Hebrew script summary

Updated 12-Apr-2019 • tags hebrew, scriptnotes

This page provides basic information about the Hebrew script, and its use for modern Israeli Hebrew. It is not authoritative, peer-reviewed information – these are just notes I have gathered or copied from various places as I learned. For character-specific details follow the links to the Hebrew character notes.

For similar information related to other scripts, see the Script comparison table.

Clicking on red text examples, or highlighting part of the sample text shows a list of characters, with links to more details. Click on the vertical blue bar (bottom right) to change font settings for the sample text. Colours and annotations on panels listing characters are relevant to their use for the modern Hebrew language.

Sample (Hebrew)

סעיף א. כל בני אדם נולדו בני חורין ושווים בערכם ובזכויותיהם. כולם חוננו בתבונה ובמצפון, לפיכך חובה עליהם לנהוג איש ברעהו ברוח של אחוה.

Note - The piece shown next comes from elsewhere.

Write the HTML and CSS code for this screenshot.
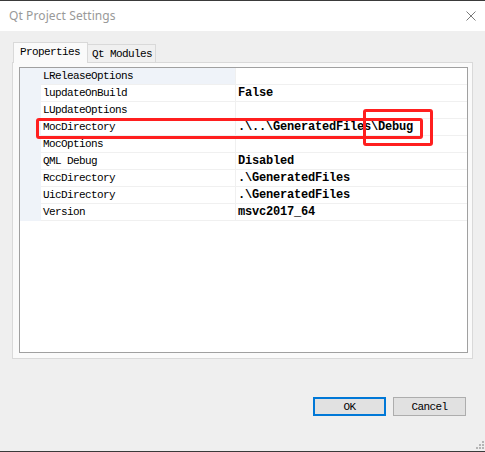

סעיף ב. כל אדם זכאי לזכויות ולחרויות שנקבעו בהכרזש זו ללא הפליה כלשהיא מטעמי גזע, צבע, מין, לשון, דח, דעה פוליטית או דעה בבעיות אחרות, בגלל מוצא לאומי או חברתי, קנין, לידה או מעמד אחר. גדולה מזו, לא יופלה אדם על פי מעמדה המדיני, על פי סמכותה או על פי מעמדה הבינלאומי של המדינה או הארץ שאליה הוא שייך, דין שהארץ היא עצמאית, ובין שהיא נתונה לנאמנות, בין שהיא נטולת שלטון עצמי ובין שריבונותה מוגבלת כל הגבלה אחרת.

Usage & history

From Scriptsource:

The Hebrew script is primarily used for writing the Hebrew, Samaritan and Yiddish languages. It is also used for writing some varieties of Arabic spoken in North Africa, Iraq and Yemen; the languages of the Jewish communities in Italy and Corfu, Morocco (Berber), Spain and the Caucasus mountains; and the modern Jewish Aramaic languages. Prior to 500 BC the Hebrew language was written in the Paleo-Hebrew script, which was abandoned after the Jewish exile in the 5th century BC in favour of the Aramaic script, from which the current Hebrew script descended. It is commonly called the Hebrew alphabet, after its first two letters aleph and bet, although it is actually an abjad. ...

There are four main styles of writing the Hebrew language. Ashuri is a widely-used block style. A particular form of Ashuri, called STA"M (an acronym for the Hebrew words for which this style is used), is used for sacred texts such as the Torah. Rashi is a typeface commonly used for commentaries on sacred texts. A 'cursive' style is used in handwriting. This is characterized by rounded letter shapes; unlike other cursive scripts the letters are generally unconnected.

From Wikipedia:

The Hebrew alphabet (Hebrew: אָלֶף־בֵּית עִבְרִי‬, Alefbet Ivri), known variously by scholars as the Jewish script, square script and block script, is an abjad script used in the writing of the Hebrew language, also adapted as an alphabet script in the writing of other Jewish languages, most notably in Yiddish (lit. "Jewish" for Judeo-German), Djudío (lit. "Jewish" for Judeo-Spanish), and Judeo-Arabic. Historically, there have been two separate abjad scripts to write Hebrew. The original, old Hebrew script, is known as the paleo-Hebrew alphabet, which has been largely preserved, in a variant form, in the Samaritan alphabet. The present "Jewish script" or "square script" to write Hebrew, on the contrary, is a stylized form of the Aramaic alphabet and was known by Jewish sages as the Ashuri alphabet (lit. "Assyrian"), since its origins were alleged to be from Assyria. Various "styles" (in current terms, "fonts") of representation of the Jewish script letters described in this article also exist, as well as a cursive form which has also varied over time and place, and today is referred to as cursive Hebrew.

Distictive features

Hebrew is an abjad. This means that in normal use the script represents only consonant and long vowel sounds. This approach is helped by the strong emphasis on consonant patterns in Semitic languages. See the table to the right for a brief overview of features, taken from the Script Comparison Table.

Character lists

The Hebrew script characters in Unicode 10.0 are in a single block:

The following links give information about characters used for languages associated with this script. The numbers in parentheses are for non-ASCII characters.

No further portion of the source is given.